A Python Toolkit for Simulated Fall Risk Assessment Using Synthetic Wearable Sensor Data

Abstract

Background Falls are a leading cause of injury and reduced mobility, particularly among prosthetic users, older adults, and individuals with neuromuscular impairments. Accurate assessment of fall risk is essential for timely interventions, personalized rehabilitation, and overall safety. However, real-world data collection is often constrained by ethical, logistical, and safety considerations, limiting the availability of sufficiently large and diverse datasets.

Aim To develop a synthetic dataset representing low, medium, and high fall risk scenarios and evaluate the performance of machine learning models trained on this data to provide a reproducible framework for fall risk prediction while mitigating challenges associated with real-world data.

Methods A Python-based toolkit was used to generate synthetic accelerometer (accel_x, accel_y, accel_z) and gyroscope (gyro_x, gyro_y, gyro_z) signals for 1,000 samples across three fall risk categories. Key features, including mean, standard deviation, and variability measures, were extracted from these signals. A Random Forest classifier with 100 decision trees was trained on 80% of the dataset and tested on the remaining 20%. Performance was assessed using accuracy, precision, recall, F1-score, and confusion matrices.

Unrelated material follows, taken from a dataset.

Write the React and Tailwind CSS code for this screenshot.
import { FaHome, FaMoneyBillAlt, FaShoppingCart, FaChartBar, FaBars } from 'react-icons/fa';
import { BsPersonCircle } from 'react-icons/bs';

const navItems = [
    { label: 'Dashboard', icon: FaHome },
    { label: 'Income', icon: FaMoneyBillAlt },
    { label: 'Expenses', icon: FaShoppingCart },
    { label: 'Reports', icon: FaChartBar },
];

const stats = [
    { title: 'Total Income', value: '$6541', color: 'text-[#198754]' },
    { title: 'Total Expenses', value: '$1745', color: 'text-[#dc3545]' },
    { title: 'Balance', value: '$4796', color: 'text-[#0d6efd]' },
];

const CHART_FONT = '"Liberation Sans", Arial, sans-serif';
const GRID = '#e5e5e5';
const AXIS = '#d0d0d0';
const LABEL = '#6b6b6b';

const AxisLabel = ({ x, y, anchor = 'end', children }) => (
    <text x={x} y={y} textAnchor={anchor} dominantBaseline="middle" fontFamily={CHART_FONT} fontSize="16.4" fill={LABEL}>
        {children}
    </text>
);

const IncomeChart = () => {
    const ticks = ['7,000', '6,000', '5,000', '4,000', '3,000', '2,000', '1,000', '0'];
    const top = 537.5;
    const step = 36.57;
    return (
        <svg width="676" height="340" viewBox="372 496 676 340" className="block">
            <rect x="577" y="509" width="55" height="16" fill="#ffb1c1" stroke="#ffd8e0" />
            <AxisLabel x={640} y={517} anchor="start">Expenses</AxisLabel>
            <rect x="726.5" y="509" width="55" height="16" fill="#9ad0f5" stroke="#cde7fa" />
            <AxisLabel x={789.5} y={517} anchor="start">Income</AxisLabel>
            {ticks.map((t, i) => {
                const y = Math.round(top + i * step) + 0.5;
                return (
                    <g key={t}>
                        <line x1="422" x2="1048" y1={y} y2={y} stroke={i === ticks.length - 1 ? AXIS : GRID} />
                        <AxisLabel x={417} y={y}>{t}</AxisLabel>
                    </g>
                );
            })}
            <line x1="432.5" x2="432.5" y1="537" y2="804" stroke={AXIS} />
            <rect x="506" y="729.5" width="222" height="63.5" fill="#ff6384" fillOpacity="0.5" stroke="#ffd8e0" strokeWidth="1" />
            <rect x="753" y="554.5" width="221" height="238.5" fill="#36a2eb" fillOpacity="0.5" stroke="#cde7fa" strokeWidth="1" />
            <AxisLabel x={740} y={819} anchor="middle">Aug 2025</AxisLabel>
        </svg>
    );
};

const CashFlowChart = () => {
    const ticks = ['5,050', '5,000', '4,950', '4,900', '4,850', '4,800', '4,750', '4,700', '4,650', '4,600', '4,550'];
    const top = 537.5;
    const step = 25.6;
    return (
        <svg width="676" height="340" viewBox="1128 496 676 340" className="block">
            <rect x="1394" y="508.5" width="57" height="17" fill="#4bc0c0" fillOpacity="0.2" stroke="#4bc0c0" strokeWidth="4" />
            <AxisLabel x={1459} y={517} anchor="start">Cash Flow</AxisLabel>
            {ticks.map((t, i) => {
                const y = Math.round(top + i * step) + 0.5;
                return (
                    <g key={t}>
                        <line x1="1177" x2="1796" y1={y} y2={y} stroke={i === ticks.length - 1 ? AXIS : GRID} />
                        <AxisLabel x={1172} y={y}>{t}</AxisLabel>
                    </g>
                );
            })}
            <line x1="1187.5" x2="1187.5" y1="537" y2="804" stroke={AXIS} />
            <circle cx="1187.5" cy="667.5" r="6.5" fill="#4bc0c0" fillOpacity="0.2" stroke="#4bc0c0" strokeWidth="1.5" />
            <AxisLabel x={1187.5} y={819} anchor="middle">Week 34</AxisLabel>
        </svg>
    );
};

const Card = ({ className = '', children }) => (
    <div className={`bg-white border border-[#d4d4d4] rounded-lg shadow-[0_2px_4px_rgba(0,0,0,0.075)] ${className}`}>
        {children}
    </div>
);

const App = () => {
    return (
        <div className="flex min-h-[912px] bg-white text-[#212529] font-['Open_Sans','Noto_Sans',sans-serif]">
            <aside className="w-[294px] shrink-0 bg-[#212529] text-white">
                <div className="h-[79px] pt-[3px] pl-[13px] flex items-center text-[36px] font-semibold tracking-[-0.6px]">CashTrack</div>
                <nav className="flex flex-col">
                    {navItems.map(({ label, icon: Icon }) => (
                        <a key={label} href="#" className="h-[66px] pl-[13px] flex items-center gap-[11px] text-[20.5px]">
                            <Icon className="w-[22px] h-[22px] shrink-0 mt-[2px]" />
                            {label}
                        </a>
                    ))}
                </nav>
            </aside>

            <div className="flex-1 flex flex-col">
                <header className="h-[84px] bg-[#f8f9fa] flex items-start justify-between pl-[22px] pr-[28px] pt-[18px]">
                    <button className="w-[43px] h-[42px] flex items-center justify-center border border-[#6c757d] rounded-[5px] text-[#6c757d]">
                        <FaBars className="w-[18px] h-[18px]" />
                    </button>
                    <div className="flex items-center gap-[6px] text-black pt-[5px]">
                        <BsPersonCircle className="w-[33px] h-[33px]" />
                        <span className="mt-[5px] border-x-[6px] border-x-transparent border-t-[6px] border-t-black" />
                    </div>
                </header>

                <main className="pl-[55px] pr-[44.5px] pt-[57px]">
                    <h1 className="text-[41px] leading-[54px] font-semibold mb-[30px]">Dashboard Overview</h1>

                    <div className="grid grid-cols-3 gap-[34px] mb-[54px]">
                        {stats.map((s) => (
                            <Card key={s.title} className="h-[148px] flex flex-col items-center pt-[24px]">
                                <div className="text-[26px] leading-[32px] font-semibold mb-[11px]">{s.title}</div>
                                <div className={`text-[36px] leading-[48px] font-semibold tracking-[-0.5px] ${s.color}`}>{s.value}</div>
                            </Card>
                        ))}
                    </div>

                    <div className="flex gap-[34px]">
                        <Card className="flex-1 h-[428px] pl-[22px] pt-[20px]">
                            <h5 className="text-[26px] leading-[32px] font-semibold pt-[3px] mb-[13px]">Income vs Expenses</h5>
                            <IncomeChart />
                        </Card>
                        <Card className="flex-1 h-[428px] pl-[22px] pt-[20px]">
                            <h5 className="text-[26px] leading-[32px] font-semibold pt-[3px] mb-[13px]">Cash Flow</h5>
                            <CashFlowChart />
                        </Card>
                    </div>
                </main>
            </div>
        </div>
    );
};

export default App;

Results The classifier achieved an overall accuracy of 80%, with high precision and recall for low-risk (precision 0.90, recall 0.88) and high-risk (precision 0.75, recall 0.88) categories. Medium-risk predictions were less accurate (precision 0.59, recall 0.54). Feature distributions across fall risk levels demonstrated meaningful separation, supporting the utility of synthetic signals in model training.

Conclusion Synthetic accelerometer and gyroscope data can effectively support fall risk classification, offering a reproducible and ethical alternative for algorithm development in the absence of large-scale real-world datasets.

Clinical Relevance This approach facilitates the rapid development and testing of predictive models for fall prevention, enabling safer, data-driven strategies for vulnerable populations such as older adults and prosthetic users.

Competing Interest Statement

The authors have declared no competing interest.